Effect of different examination conditions on image quality and quantitative value of amyloid positron emission tomography using 18F-flutemetamol

Abstract

The recommended start time for 18F-flutemetamol amyloid positron emission tomography (PET) examination is 60–120 min after 18F-flutemetamol injection, while an acquisition time of 10–30 min is generally recommended. We aimed to elucidate the effects of different examination conditions on image quality, diagnostic ability, and quantitative value of amyloid PET using 18F-flutemetamol. We acquired data on a Discovery PET/computed tomography 710 scanner using Hoffman brain and pillar phantoms with 20 MBq of 18F for 30 min. The images were reconstructed into 10-, 20-, and 30-min periods. The ordered subset-expectation maximization algorithm was used for image reconstruction, which uses a 2- or 4-mm Gaussian filter and a combination of iteration and subset numbers. The percentage contrast and coefficient of variation (CV; as the image noise) were used as physical evaluation indices for reconstructed images, and images with superior contrast and low image noise were selected for clinical evaluation. The imaging data of 15 symptomatic patients (n\u2009=\u20097 and n\u2009=\u20098 for positive and negative diagnoses of Alzheimer’s disease, respectively) were reconstructed under the phantom study conditions. Radiographers visually evaluated and ranked the clinical images based on the overall contrast and image noise, and nuclear medicine specialists diagnosed Alzheimer’s disease. We compared the standardized uptake value ratio (SUVR) obtained with different acquisition conditions.

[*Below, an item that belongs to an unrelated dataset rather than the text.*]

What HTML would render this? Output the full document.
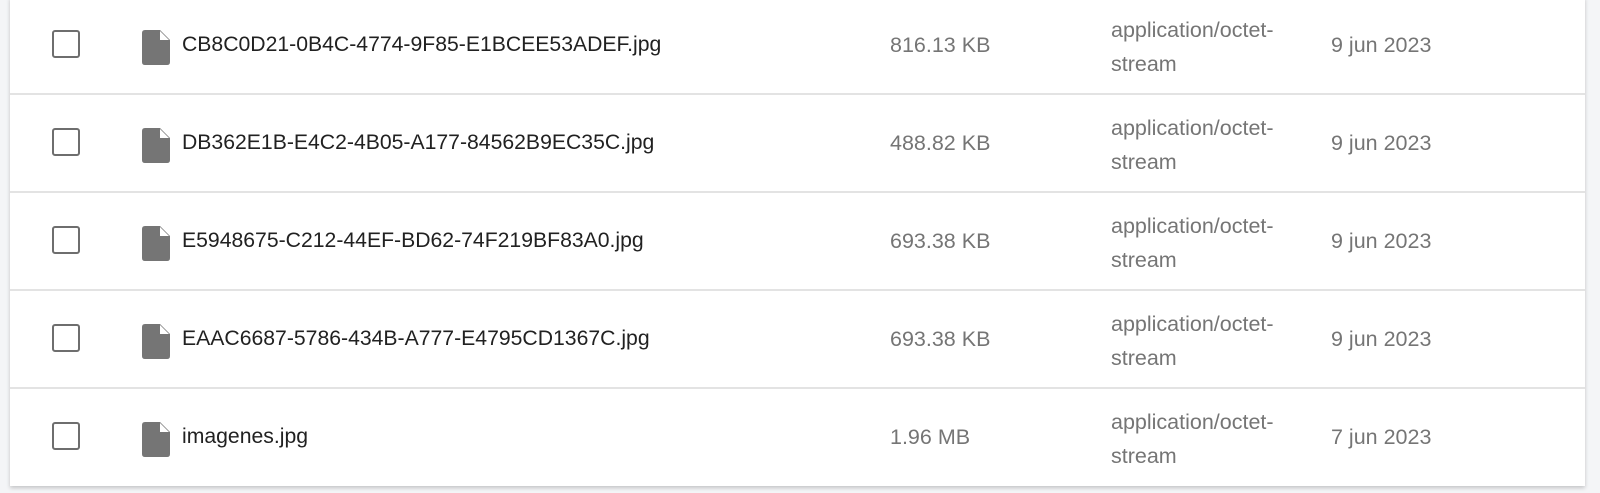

The basic study using the phantom revealed high convergence of contrast and image noise in five patterns of acquisition time and filter strengths. Regarding visual evaluation, the use of a 2-mm Gaussian filter caused difficulties in diagnosis because the brain parenchymal accumulation was mottled with high image noise. Differences in image quality and diagnostic ability due to different examination times were not significant. Differences in the SUVR were not significant in patients with a negative Alzheimer’s disease diagnosis; in patients with a positive diagnosis, the SUVR showed significant fluctuation depending on the acquisition conditions. The differences in image quality and diagnostic performance due to the differences in 10-min acquisition time were not significant; however, of note, SUVR showed significant fluctuation depending on the acquisition conditions in patients diagnosed with Alzheimer’s disease.